Singh’s grandfather, who played an important role in pressuring President Harry Truman to sign the Luce-Celler Act of 1946, which allowed for the first time, a quota of 100 Indians and 100 Filipinos to immigrate to the U.S. annually. He was featured in the New York Times, the New Yorker, and other publications described as an “unofficial ambassador of India to the U.S.” (See Robert Shaffer’s 2012 paper, “J.J. Singh and the India League of America, 1945-1959: Pressing at the Margins of the Cold War Consensus).

Shekar Narasimhan, businessman and Democratic political activist and strategist committed to raising the visibility of Asian-Americans, is inspired most by the simple messaging of those involved in the Indian freedom struggle.

Shekhar Narasimhan (Courtesy: aapivictoryfund.com)

He spoke to News India Times about his grandfather, A. Rangaswami Iyengar, a contitutional scholar, who was appointed the first assistant editor and later chief editor of The Hindu newspaper. Iyengar accompanied Mahatma Gandhi, during his 1931 trip to England for the Round Table conference. According to Narasimhan, who delved into Iyengar’s history, his grandfather coined the word “Swarajya” to bypass British censorship.

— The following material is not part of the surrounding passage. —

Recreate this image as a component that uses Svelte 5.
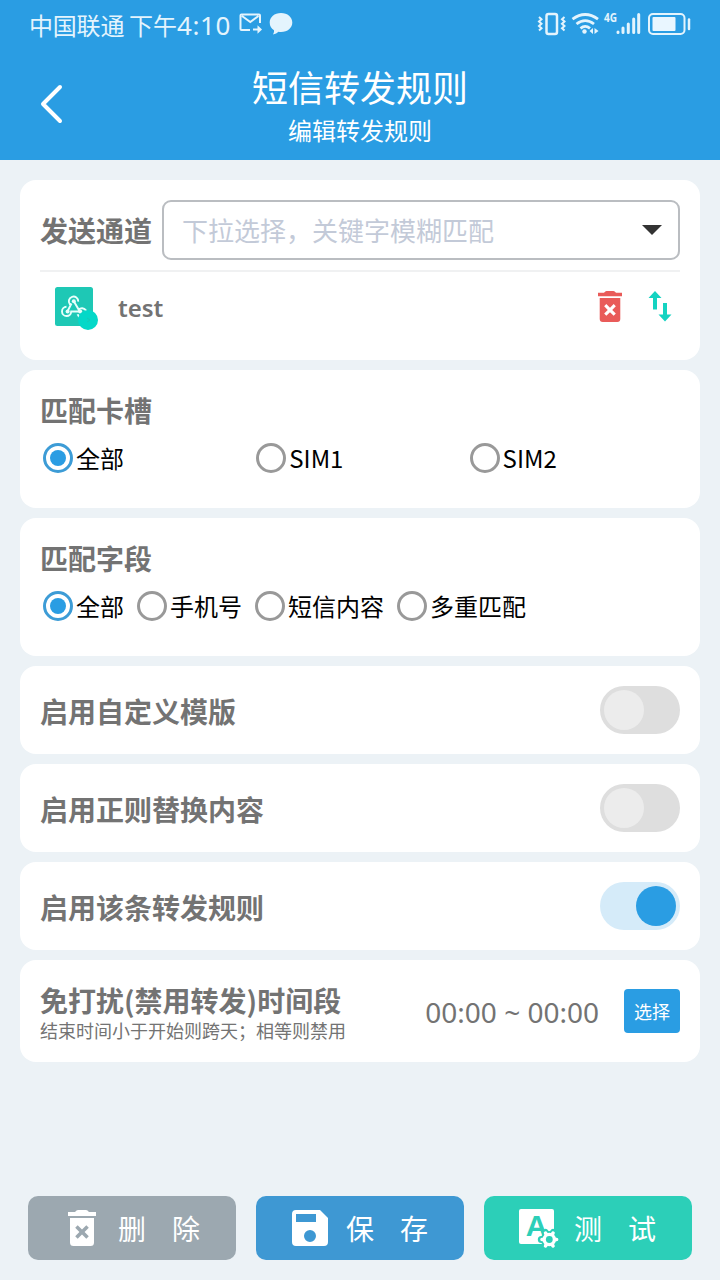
<script>
  const sims = ['全部', 'SIM1', 'SIM2'];
  const fields = ['全部', '手机号', '短信内容', '多重匹配'];
  let sim = $state(0);
  let field = $state(0);
  let switches = $state([
    { label: '启用自定义模版', on: false },
    { label: '启用正则替换内容', on: false },
    { label: '启用该条转发规则', on: true }
  ]);
</script>

{#snippet radio(label, on, pick)}
  <button class="radio" class:on onclick={pick}>
    <span class="ring"></span><span class="radio-label">{label}</span>
  </button>
{/snippet}

{#snippet trash()}
  <path fill-rule="evenodd" d="M0 2H7L8.500 .6Q9.200 0 10 0H18Q18.800 0 19.500 .6L21 2H28V6H0ZM2 8H26V32.500Q26 36 22.500 36H5.500Q2 36 2 32.500ZM9.700 15.200L7.200 17.700 11.400 22 7.200 26.300 9.700 28.800 14 24.600 18.300 28.800 20.800 26.300 16.600 22 20.800 17.700 18.300 15.200 14 19.400Z" />
{/snippet}

<div class="screen">
  <header>
    <div class="status">
      <span class="carrier">中国联通</span>
      <span class="clock">下午<span class="num">4:10</span></span>
      <svg class="mail" width="24" height="22" viewBox="0 0 24 22" fill="none" stroke="#e4f4fd" stroke-width="2">
        <path d="M11 18H2.500Q1.500 18 1.500 17V3.500Q1.500 2.500 2.500 2.500H20Q21 2.500 21 3.500V11M3 4L11.300 10 19.500 4M14 17.500H20" />
        <path d="M18.500 13.300L23 17.500 18.500 21.700Z" fill="#e4f4fd" stroke="none" />
      </svg>
      <svg class="bubble" width="24" height="22" viewBox="0 0 24 22" fill="#e4f4fd">
        <path d="M12 0C18.600 0 23.300 4.200 23.300 9.500S18.600 19 12 19Q10.700 19 9.500 18.800 7.500 21 4 21.500 5.500 19.500 5 17.200 .7 14.500 .7 9.500C.7 4.200 5.400 0 12 0Z" />
      </svg>
      <span class="spacer"></span>
      <svg class="signals" width="154" height="26" viewBox="0 0 154 26" fill="none" stroke="#e4f4fd">
        <rect x="9.500" y="3" width="10.500" height="20" rx="2" stroke-width="2.500" />
        <path stroke-width="2" d="M2 6L4.500 8.200 2 10.500 4.500 12.700 2 15 4.500 17.200 2 19.500M27.500 6L25 8.200 27.500 10.500 25 12.700 27.500 15 25 17.200 27.500 19.500" />
        <path stroke-width="2.800" d="M35.500 8.200Q48.200-1.200 61 8.200M39.500 13Q48.200 6.200 57 13M43.500 17.300Q48.200 13.500 53 17.300" />
        <circle cx="47.500" cy="20.500" r="2.200" fill="#e4f4fd" stroke="none" />
        <path d="M56 17V23L52.500 20ZM57.500 17V23L61.500 20Z" fill="#e4f4fd" stroke="none" />
        <text x="67" y="11" textLength="13" lengthAdjust="spacingAndGlyphs" class="net">4G</text>
        <path stroke-width="3" stroke-linecap="round" d="M81 21V21.500M86 17V21.500M91.300 13V21.500M96.700 8V21.500M101.700 3.500V21.500" />
        <rect x="112" y="3" width="35.500" height="20" rx="4" stroke-width="2" />
        <rect x="115.500" y="6" width="23" height="14" rx="1" fill="#e9f6ff" stroke="none" />
        <path stroke-width="2.500" stroke-linecap="round" d="M152 8.500V18" />
      </svg>
    </div>
    <div class="bar">
      <button class="back" aria-label="返回">
        <svg width="24" height="40" viewBox="0 0 24 40" fill="none" stroke="#fff" stroke-width="4" stroke-linecap="round" stroke-linejoin="round">
          <path d="M20 3L3 20 20 37" />
        </svg>
      </button>
      <div class="titles">
        <h1>短信转发规则</h1>
        <p>编辑转发规则</p>
      </div>
    </div>
  </header>

  <main>
    <section class="card channel">
      <div class="pick">
        <h2>发送通道</h2>
        <div class="select">
          <span>下拉选择，关键字模糊匹配</span>
          <svg width="20" height="10" viewBox="0 0 20 10"><path d="M0 0H20L10 10Z" fill="#333" /></svg>
        </div>
      </div>
      <div class="sender">
        <svg class="hook" width="44" height="44" viewBox="0 0 44 44">
          <rect width="38" height="39" rx="2.500" fill="#1ec8b5" />
          <g fill="none" stroke="#e8fffb" stroke-width="1.900">
            <path d="M14.900 17.300A4.700 4.700 0 1 1 23.200 14.600M18.800 14.200L23.700 22.600A4.600 4.600 0 1 1 22.600 27.200M25.300 24.500H16.200A4.600 4.600 0 1 1 11.500 19.800M12.500 24.300L16.500 16.500" />
          </g>
          <g fill="#e8fffb"><circle cx="18.800" cy="14.300" r="2" /><circle cx="12.600" cy="24.400" r="2" /><circle cx="25.200" cy="24.400" r="2" /></g>
          <circle cx="33" cy="33" r="10" fill="#04d8c8" />
          <path d="M32 31L35 33 32 35" fill="none" stroke="#18c8b8" />
        </svg>
        <span class="name">test</span>
        <svg class="del" width="24" height="31" viewBox="0 0 28 36" fill="#e95b59">{@render trash()}</svg>
        <svg class="sort" width="24" height="31" viewBox="0 0 24 31" fill="#14d3c1">
          <path d="M7 0L13.500 7H9V18.500H5V7H.500ZM17 30.500L10.500 23.500H15V12H19V23.500H23.500Z" />
        </svg>
      </div>
    </section>

    <section class="card options">
      <h2>匹配卡槽</h2>
      <div class="thirds">
        {#each sims as label, i}
          {@render radio(label, sim === i, () => (sim = i))}
        {/each}
      </div>
    </section>

    <section class="card options">
      <h2>匹配字段</h2>
      <div class="inline">
        {#each fields as label, i}
          {@render radio(label, field === i, () => (field = i))}
        {/each}
      </div>
    </section>

    {#each switches as item}
      <section class="card toggle">
        <h2>{item.label}</h2>
        <button class="switch" class:on={item.on} aria-label={item.label} onclick={() => (item.on = !item.on)}><span></span></button>
      </section>
    {/each}

    <section class="card quiet">
      <div class="about">
        <h2>免打扰(禁用转发)时间段</h2>
        <p>结束时间小于开始则跨天；相等则禁用</p>
      </div>
      <span class="range">00:00 ~ 00:00</span>
      <button class="choose">选择</button>
    </section>
  </main>

  <footer>
    <button class="act gray">
      <svg width="28" height="36" viewBox="0 0 28 36" fill="#fff">{@render trash()}</svg>
      <span>删</span><span>除</span>
    </button>
    <button class="act blue">
      <svg width="36" height="36" viewBox="0 0 36 36" fill="#fff">
        <path fill-rule="evenodd" d="M4 0H28L36 8V32Q36 36 32 36H4Q0 36 0 32V4Q0 0 4 0ZM4 4V12H24V4ZM18 20A6 6 0 1 0 18 32A6 6 0 1 0 18 20Z" />
      </svg>
      <span>保</span><span>存</span>
    </button>
    <button class="act green">
      <svg width="40" height="40" viewBox="0 0 40 40">
        <rect y="1" width="35" height="35" rx="2" fill="#fff" />
        <text x="17.500" y="28" text-anchor="middle" class="letter">A</text>
        <g stroke-linejoin="round" stroke-linecap="round">
          <path d="M26.300 24.500L34.300 38.500M34.300 24.500L26.300 38.500M22.300 31.500H38.300" stroke="#2ccfb8" stroke-width="7" />
          <circle cx="30.300" cy="31.500" r="8.500" fill="#2ccfb8" />
          <path d="M26.600 25.100L34 37.900M34 25.100L26.600 37.900M23 31.500H37.600" stroke="#fff" stroke-width="3.600" />
          <circle cx="30.300" cy="31.500" r="6.800" fill="#fff" />
          <circle cx="30.300" cy="31.500" r="3.400" fill="#2ccfb8" />
        </g>
      </svg>
      <span>测</span><span>试</span>
    </button>
  </footer>
</div>

<style>
  :global(body) { margin: 0; }
  .screen {
    width: 720px; height: 1280px; box-sizing: border-box; overflow: hidden;
    display: flex; flex-direction: column; background: #ecf2f6;
    font-family: "Noto Sans CJK SC", sans-serif; color: #737373;
  }
  h1, h2, p { margin: 0; }
  button { border: 0; padding: 0; background: none; font: inherit; color: inherit; }
  svg { display: block; flex: none; overflow: visible; }
  header { height: 160px; background: #2a9de3; color: #fff; }
  .status { height: 48px; display: flex; align-items: center; padding: 0 28px 0 29px; font-size: 24px; line-height: 48px; color: #e4f4fd; }
  .carrier { width: 100px; letter-spacing: -0.2px; padding-top: 1px; }
  .clock { width: 110px; white-space: nowrap; padding-top: 1px; }
  .num { font-family: "Noto Sans", sans-serif; font-size: 26px; letter-spacing: 0.6px; }
  .mail { margin-top: -2px; }
  .bubble { margin: 0 0 0 6px; }
  .spacer { flex: 1; }
  .net { font: bold 13px "Noto Sans", sans-serif; fill: #e4f4fd; stroke: none; }
  .bar { height: 112px; display: flex; align-items: center; }
  .back { margin-left: 40px; width: 24px; }
  .titles { flex: 1; margin-right: 64px; text-align: center; }
  h1 { font-size: 36px; line-height: 48px; font-weight: 400; margin-top: 4px; }
  .titles p { font-size: 24px; line-height: 40px; }
  main { display: flex; flex-direction: column; gap: 10px; padding: 20px 20px 0; flex: 1; }
  .card { background: #fff; border-radius: 16px; box-sizing: border-box; padding: 0 20px; }
  h2 { font-size: 28px; line-height: 40px; font-weight: 700; white-space: nowrap; }
  .channel { height: 180px; padding-top: 20px; }
  .pick { display: flex; align-items: center; justify-content: space-between; padding-bottom: 10px; border-bottom: 2px solid #f0f1f2; }
  .select { width: 518px; height: 60px; box-sizing: border-box; border: 2px solid #babdc1; border-radius: 9px; display: flex; align-items: center; justify-content: space-between; padding: 0 16px 0 18px; font-size: 26px; color: #c3cad8; }
  .select span { padding-bottom: 1px; }
  .sender { display: flex; align-items: center; height: 70px; padding: 0 8px 0 15px; }
  .hook { margin-top: 3px; }
  .name { flex: 1; margin-left: 19px; font: 600 24px "Noto Sans", sans-serif; }
  .del { margin: -2px 26px 0 0; }
  .sort { margin-top: -2px; }
  .options { height: 138px; padding-top: 20px; }
  .radio { display: flex; align-items: center; gap: 3px; color: #000; font-size: 24px; line-height: 36px; white-space: nowrap; }
  .ring { width: 30px; height: 30px; box-sizing: border-box; border: 3px solid #999; border-radius: 50%; display: grid; place-items: center; }
  .on .ring { border-color: #3d9cd6; }
  .on .ring::after { content: ""; width: 16px; height: 16px; border-radius: 50%; background: #2a9de3; }
  .thirds { display: grid; grid-template-columns: repeat(3, 213.3px); padding: 10px 0 0 3px; }
  .inline { display: flex; gap: 13px; padding: 10px 0 0 3px; }
  .toggle { height: 88px; display: flex; align-items: center; justify-content: space-between; }
  .toggle h2 { padding-top: 1px; }
  .switch { width: 80px; height: 48px; border-radius: 24px; background: #dedede; padding: 4px; display: flex; }
  .switch span { width: 40px; height: 40px; border-radius: 50%; background: #ececec; }
  .switch.on { background: #d5ebf9; justify-content: flex-end; }
  .switch.on span { background: #2a9de3; }
  .quiet { height: 102px; display: flex; align-items: center; }
  .about { width: 340px; padding-top: 3px; }
  .about h2 { line-height: 36px; }
  .about p { font-size: 18px; line-height: 25px; white-space: nowrap; }
  .range { flex: 1; text-align: right; font-family: "Noto Sans", sans-serif; font-size: 28px; white-space: nowrap; margin-right: 25px; padding-top: 2px; }
  .choose { width: 56px; height: 44px; border-radius: 4px; background: #2a9de3; color: #fff; font-size: 18px; }
  footer { display: grid; grid-template-columns: repeat(3, 1fr); gap: 20px; padding: 0 28px 20px; }
  .act { box-sizing: border-box; height: 64px; border-radius: 10px; display: flex; align-items: center; padding-left: 40px; color: #fff; font-size: 28px; }
  .act svg + span { margin-left: 22px; }
  .act span + span { margin-left: 26px; }
  .gray { background: #9ca8b0; }
  .blue { background: #3e98d3; padding-left: 36px; }
  .act.blue svg + span { margin-left: 18px; }
  .green { background: #2ccfb8; padding-left: 35px; }
  .act.green svg + span { margin-left: 15px; }
  .letter { font: bold 30px "Liberation Sans", sans-serif; fill: #2ccfb8; }
  .signals { margin-right: 1px; }
</style>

“I draw inspiration and lessons from these Indian freedom fighters for ‘communicating with integrity’,” Narasimhan said. “Simple messages like ‘I will not eat your salt,” with the Salt March, led by Gandhi, or the Boston Tea Party dumping British tea into the sea, or Martin Luther King crossing the Selma Bridge. These simple actions with such deep meaning, we’ve almost lost this ability,” Narasimhan said. “When you go back to the freedom struggle, you see this contrast – in speaking truth to power — whether it is Trump or anybody else,” he added.

“I’m asking our people (Indian-Americans, Asian Americans) – Please do that, speak the truth. Do what our leaders did in the past,” Narasimhan urged.

Rich History

Indian-Americans have a rich history to draw from in the United States- the birthplace of the Gadar Party which had its headquarters in San Francisco. Starting from the early 1900s, Hindustan Gadar, the publication of the Gadar Party voiced the desire for India’s independence in no uncertain terms.

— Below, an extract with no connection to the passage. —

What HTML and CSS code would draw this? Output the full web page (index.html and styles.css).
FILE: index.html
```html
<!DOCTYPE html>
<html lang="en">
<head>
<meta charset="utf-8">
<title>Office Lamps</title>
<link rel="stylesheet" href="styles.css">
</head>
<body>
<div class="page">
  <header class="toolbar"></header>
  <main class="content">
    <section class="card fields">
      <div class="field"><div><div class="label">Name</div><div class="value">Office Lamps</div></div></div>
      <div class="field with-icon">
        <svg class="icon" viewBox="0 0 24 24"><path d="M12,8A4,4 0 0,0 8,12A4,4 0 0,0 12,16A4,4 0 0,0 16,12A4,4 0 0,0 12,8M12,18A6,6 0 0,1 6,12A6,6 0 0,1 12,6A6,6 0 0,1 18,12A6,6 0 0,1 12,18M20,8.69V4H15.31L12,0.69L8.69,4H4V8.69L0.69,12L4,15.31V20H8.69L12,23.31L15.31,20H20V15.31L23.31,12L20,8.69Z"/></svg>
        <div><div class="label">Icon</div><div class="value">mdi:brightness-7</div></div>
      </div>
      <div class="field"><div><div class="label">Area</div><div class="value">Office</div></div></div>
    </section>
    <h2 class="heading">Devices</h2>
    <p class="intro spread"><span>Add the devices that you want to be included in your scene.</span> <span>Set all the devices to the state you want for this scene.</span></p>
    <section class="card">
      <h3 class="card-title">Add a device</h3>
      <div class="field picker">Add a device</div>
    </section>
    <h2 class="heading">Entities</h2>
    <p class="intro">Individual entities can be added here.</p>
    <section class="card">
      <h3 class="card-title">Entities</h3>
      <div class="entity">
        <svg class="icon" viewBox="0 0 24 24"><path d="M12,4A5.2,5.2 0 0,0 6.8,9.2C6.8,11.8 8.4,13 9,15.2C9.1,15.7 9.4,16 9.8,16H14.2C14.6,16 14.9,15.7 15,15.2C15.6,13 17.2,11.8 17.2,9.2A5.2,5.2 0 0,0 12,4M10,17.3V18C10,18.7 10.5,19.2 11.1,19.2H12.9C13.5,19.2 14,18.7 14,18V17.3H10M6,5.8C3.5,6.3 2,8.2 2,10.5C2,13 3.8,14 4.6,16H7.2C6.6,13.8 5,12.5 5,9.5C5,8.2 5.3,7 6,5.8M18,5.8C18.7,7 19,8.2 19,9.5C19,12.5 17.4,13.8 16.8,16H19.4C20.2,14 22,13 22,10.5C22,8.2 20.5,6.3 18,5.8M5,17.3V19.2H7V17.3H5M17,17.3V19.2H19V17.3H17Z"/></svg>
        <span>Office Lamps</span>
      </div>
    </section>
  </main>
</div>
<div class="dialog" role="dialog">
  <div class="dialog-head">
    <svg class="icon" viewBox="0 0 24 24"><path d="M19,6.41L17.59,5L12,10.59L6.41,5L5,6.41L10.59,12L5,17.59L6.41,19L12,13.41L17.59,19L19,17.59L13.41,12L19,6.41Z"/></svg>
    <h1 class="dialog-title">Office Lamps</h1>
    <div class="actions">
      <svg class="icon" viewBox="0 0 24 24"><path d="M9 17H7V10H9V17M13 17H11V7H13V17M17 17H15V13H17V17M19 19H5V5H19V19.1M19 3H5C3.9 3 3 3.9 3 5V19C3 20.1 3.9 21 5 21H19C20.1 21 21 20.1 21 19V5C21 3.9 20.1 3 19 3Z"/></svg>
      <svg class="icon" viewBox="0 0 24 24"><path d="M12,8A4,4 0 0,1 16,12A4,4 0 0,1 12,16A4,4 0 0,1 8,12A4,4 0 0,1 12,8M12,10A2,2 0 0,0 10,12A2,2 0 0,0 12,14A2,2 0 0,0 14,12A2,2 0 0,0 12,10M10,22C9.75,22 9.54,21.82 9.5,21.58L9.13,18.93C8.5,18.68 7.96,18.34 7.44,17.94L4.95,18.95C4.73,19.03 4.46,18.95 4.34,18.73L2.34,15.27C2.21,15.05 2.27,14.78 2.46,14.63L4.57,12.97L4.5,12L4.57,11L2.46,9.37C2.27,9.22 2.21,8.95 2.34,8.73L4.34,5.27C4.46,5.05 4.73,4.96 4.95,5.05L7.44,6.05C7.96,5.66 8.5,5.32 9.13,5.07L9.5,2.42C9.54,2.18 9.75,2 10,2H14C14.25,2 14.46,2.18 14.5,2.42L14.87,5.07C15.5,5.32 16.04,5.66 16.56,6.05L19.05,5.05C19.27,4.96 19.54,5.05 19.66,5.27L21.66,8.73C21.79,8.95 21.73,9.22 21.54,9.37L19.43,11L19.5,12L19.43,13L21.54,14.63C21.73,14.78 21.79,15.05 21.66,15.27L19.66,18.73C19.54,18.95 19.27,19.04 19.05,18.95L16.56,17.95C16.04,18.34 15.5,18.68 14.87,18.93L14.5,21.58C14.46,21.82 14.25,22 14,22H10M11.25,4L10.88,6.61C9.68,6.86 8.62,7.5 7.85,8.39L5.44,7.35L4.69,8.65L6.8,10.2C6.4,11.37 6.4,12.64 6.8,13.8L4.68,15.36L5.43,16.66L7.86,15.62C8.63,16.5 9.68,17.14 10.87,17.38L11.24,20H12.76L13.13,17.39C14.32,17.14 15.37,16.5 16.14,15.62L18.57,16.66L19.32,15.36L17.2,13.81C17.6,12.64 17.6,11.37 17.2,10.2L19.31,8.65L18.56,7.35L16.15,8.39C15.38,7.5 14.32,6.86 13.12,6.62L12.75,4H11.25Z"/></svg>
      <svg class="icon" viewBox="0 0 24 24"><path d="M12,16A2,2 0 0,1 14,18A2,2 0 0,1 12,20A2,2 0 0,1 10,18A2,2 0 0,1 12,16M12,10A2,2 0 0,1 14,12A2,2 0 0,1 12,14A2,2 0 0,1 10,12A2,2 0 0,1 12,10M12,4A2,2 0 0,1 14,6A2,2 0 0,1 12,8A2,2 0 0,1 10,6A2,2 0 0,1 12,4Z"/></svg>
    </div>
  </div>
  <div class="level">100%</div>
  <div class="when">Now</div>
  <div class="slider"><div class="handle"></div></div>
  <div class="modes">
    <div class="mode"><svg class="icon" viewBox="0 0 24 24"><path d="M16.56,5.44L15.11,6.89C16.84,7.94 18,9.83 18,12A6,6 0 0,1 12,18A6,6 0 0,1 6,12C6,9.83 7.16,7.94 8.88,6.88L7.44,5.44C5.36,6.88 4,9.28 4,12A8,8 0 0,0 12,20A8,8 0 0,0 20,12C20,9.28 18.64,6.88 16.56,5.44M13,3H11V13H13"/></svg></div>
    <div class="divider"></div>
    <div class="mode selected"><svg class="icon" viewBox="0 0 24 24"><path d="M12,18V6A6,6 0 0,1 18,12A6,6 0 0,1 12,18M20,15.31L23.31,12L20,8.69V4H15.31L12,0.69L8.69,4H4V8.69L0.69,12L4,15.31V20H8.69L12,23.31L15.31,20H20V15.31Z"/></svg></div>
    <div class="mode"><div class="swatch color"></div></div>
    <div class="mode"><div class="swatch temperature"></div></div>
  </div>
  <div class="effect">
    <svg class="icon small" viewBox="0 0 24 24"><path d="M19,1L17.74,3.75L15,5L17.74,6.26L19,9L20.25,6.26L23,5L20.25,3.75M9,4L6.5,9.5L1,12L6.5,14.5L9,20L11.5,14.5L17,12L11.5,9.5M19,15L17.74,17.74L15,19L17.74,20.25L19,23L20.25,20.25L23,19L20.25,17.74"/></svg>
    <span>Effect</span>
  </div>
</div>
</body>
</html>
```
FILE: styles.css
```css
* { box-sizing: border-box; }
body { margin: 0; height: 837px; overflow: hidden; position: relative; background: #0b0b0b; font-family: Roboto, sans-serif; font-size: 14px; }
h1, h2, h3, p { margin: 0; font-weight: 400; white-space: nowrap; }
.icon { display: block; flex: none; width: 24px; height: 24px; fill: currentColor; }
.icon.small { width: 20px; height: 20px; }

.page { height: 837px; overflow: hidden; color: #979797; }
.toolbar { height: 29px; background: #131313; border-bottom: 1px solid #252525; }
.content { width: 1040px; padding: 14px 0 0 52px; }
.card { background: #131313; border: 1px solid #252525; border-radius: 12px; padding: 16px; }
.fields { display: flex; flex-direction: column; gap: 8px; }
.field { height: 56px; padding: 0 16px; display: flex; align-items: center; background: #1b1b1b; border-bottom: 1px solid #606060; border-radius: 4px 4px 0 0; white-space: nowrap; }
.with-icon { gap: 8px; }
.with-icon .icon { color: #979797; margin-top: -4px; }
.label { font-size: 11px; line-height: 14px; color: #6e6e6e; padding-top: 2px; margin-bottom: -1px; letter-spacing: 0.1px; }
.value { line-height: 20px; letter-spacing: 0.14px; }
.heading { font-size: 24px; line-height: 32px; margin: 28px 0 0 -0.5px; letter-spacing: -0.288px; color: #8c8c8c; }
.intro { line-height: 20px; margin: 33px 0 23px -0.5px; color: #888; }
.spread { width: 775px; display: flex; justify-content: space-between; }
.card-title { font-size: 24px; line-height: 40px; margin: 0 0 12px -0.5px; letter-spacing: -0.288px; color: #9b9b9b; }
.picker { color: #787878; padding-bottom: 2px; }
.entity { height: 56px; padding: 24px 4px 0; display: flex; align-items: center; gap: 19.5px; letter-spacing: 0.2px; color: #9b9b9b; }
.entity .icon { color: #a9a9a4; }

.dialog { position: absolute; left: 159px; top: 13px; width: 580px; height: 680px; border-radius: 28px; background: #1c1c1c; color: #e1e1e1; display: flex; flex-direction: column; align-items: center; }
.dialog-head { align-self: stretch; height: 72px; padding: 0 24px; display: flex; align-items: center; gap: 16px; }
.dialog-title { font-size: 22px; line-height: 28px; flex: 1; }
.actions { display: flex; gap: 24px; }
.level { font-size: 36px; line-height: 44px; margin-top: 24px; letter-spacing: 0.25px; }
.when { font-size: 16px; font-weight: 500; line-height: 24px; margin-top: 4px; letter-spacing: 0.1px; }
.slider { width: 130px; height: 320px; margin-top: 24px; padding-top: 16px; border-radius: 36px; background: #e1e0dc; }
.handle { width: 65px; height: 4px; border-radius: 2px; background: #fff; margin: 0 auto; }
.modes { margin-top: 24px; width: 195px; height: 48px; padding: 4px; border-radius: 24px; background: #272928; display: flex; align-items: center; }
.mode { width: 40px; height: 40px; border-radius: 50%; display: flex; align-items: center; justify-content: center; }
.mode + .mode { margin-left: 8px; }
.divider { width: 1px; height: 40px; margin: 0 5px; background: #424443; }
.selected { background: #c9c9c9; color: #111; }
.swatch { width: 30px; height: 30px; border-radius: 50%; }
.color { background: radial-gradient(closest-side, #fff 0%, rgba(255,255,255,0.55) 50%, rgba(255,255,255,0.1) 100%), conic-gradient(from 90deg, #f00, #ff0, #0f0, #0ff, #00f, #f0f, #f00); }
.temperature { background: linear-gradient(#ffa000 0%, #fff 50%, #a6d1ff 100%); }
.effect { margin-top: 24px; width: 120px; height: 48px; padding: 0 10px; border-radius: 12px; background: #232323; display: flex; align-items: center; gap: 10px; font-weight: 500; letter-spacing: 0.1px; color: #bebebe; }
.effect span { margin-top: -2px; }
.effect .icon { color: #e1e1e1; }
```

Naresh Fernandes, a Mumbai-based author and journalist, in a 2012 opinion in the New York Times, “American Roots of the Indian Independence Movement,” noted how early Indians in America fashioned the message of the Indian freedom struggle. Fernandes drew attention to a 1916 letter to NYT from Ram Chandra, editor of Hindustan Gadar, where Chandra said, “Residence in the U.S. has not made (Indians) … who returned home ‘imbued with revolutionary ideas’ but it has made them republicans. … The whole country has been stirred by their vision of a United States of India.”

There are so many Americans not of Indian descent, who were committed to India’s freedom. One of them whose name is not often invoked, is Samuel Evans Stokes, a Quaker from Philadelphia,  His grandchild, Asha Sharma, has a home in California and in India. Stokes went to India to work with those inflicted by leprosy, and ended up marrying and living there, and becoming particularly active after the Jallianwala Bagh massacre, and changing his first name to Satyanand. The couple bore 7 children.

Sharma, one of the grandchildren of his large extended family, wrote his biography, “An American in Khadi,” published in India in 1999, with the American edition published in 2008, “An American in Gandhi’s India.” Like Stokes’ grandchild, Sharma who is a graduate of the Columbia University School of Journalism, there are others amongst our midst who have fascinating stories about India’s freedom struggle fought from near and far.

From the Gadar Party on the West Coast to the India Home Rule League in New York, there are people who succeeded the early Indians in America, and today, the latest generation of Indian-Americans has a complex history to draw from in their relationship to India’s struggle for freedom from British rule.